══ Collected material ══

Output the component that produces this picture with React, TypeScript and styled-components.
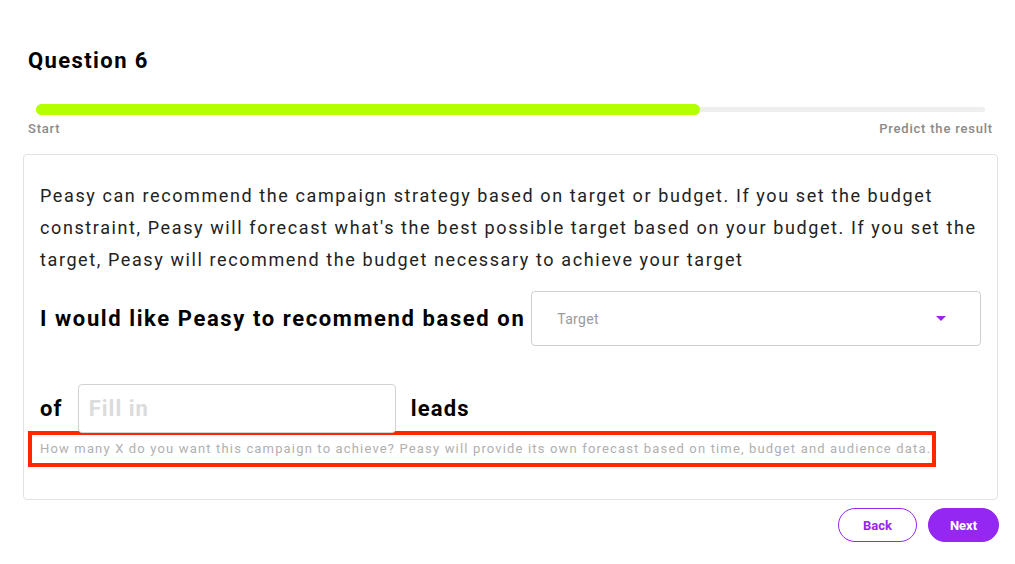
import React, { FC } from 'react';
import styled, { createGlobalStyle } from 'styled-components';

const PURPLE = '#9427f2';
const LIME = '#b4ff00';

const GlobalStyle = createGlobalStyle`
  body {
    margin: 0;
    background: #ffffff;
    font-family: Roboto, 'Liberation Sans', sans-serif;
    color: #111;
  }
`;

const Page = styled.div`
  width: 975px;
  padding: 46px 0 0 23px;
`;

const Header = styled.div`
  padding: 0 5px;
`;

const Title = styled.h1`
  margin: 0;
  font-size: 22px;
  line-height: 30px;
  font-weight: 700;
  letter-spacing: 1.4px;
  color: #000;
`;

const Track = styled.div`
  position: relative;
  margin: 28px 8px 0 8px;
  height: 11px;
  display: flex;
  align-items: center;
`;

const TrackLine = styled.div`
  flex: 1;
  height: 5px;
  border-radius: 3px;
  background: #eeeeee;
`;

const TrackFill = styled.div`
  position: absolute;
  left: 0;
  top: 0;
  height: 11px;
  border-radius: 6px;
  background: ${LIME};
`;

const Labels = styled.div`
  display: flex;
  justify-content: space-between;
  margin-top: 6px;
  font-size: 13px;
  line-height: 16px;
  letter-spacing: 0.8px;
  color: #8a8a8a;
  font-weight: 500;
`;

const Card = styled.div`
  margin-top: 17px;
  border: 1px solid #e2e2e2;
  border-radius: 4px;
  padding: 25px 16px 36px 16px;
`;

const Intro = styled.p`
  margin: 0;
  font-size: 18px;
  line-height: 32px;
  letter-spacing: 1.6px;
  color: #222;
`;

const Row = styled.div<{ $top: number }>`
  display: flex;
  align-items: center;
  margin-top: ${(p) => p.$top}px;
`;

const Label = styled.span<{ $gap?: number; $spacing?: number }>`
  font-size: 22px;
  font-weight: 700;
  letter-spacing: ${(p) => p.$spacing ?? 1.2}px;
  color: #000;
  margin-right: ${(p) => p.$gap ?? 0}px;
  white-space: nowrap;
`;

const Select = styled.div`
  flex: 1;
  height: 55px;
  box-sizing: border-box;
  border: 1px solid #cfcfcf;
  border-radius: 4px;
  display: flex;
  align-items: center;
  justify-content: space-between;
  padding: 0 34px 0 25px;
  font-size: 14px;
  letter-spacing: 0.3px;
  color: #9a9a9a;
`;

const Caret = styled.span`
  width: 0;
  height: 0;
  border-left: 5px solid transparent;
  border-right: 5px solid transparent;
  border-top: 5px solid ${PURPLE};
`;

const Input = styled.input`
  width: 318px;
  height: 49px;
  box-sizing: border-box;
  border: 1px solid #d2d2d2;
  border-radius: 4px;
  padding: 0 10px;
  margin-right: 15px;
  font-family: inherit;
  font-size: 22px;
  font-weight: 700;
  letter-spacing: 1px;
  outline: none;
  &::placeholder {
    color: #dcdcdc;
  }
`;

const Hint = styled.div`
  width: 892px;
  margin: 2px 0 0 -8px;
  padding: 0 0 0 8px;
  height: 28px;
  line-height: 28px;
  box-shadow: 0 0 0 4px #ff2600;
  font-size: 13px;
  letter-spacing: 1.16px;
  color: #b0b0b0;
  white-space: nowrap;
`;

const Actions = styled.div`
  display: flex;
  justify-content: flex-end;
  gap: 11px;
  margin: 8px -1px 0 0;
`;

const Button = styled.button<{ $primary?: boolean }>`
  height: 34px;
  border-radius: 17px;
  border: 1px solid ${PURPLE};
  background: ${(p) => (p.$primary ? PURPLE : '#fff')};
  color: ${(p) => (p.$primary ? '#fff' : PURPLE)};
  font-family: inherit;
  font-size: 13px;
  font-weight: 700;
  padding: 0;
  width: ${(p) => (p.$primary ? 71 : 79)}px;
  cursor: pointer;
`;

const App: FC = () => {
  const progress = 0.7;
  return (
    <Page>
      <GlobalStyle />
      <Header>
        <Title>Question 6</Title>
        <Track>
          <TrackLine />
          <TrackFill style={{ width: `${progress * 100}%` }} />
        </Track>
        <Labels>
          <span>Start</span>
          <span>Predict the result</span>
        </Labels>
      </Header>
      <Card>
        <Intro>
          Peasy can recommend the campaign strategy based on target or budget. If you set the budget
          constraint, Peasy will forecast what's the best possible target based on your budget. If you set the
          target, Peasy will recommend the budget necessary to achieve your target
        </Intro>
        <Row $top={15}>
          <Label $gap={6} $spacing={1.6}>I would like Peasy to recommend based on</Label>
          <Select>
            <span>Target</span>
            <Caret />
          </Select>
        </Row>
        <Row $top={38}>
          <Label $gap={15}>of</Label>
          <Input placeholder="Fill in" />
          <Label>leads</Label>
        </Row>
        <Hint>
          How many X do you want this campaign to achieve? Peasy will provide its own forecast based on time, budget and audience data.
        </Hint>
      </Card>
      <Actions>
        <Button>Back</Button>
        <Button $primary>Next</Button>
      </Actions>
    </Page>
  );
};

export default App;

═══

■ **Exercise objective**
Make a copy of each line that contains the string "components".

■ **Solution to this task**
Output the component that produces this picture with React, TypeScript and styled-components.
import styled, { createGlobalStyle } from 'styled-components';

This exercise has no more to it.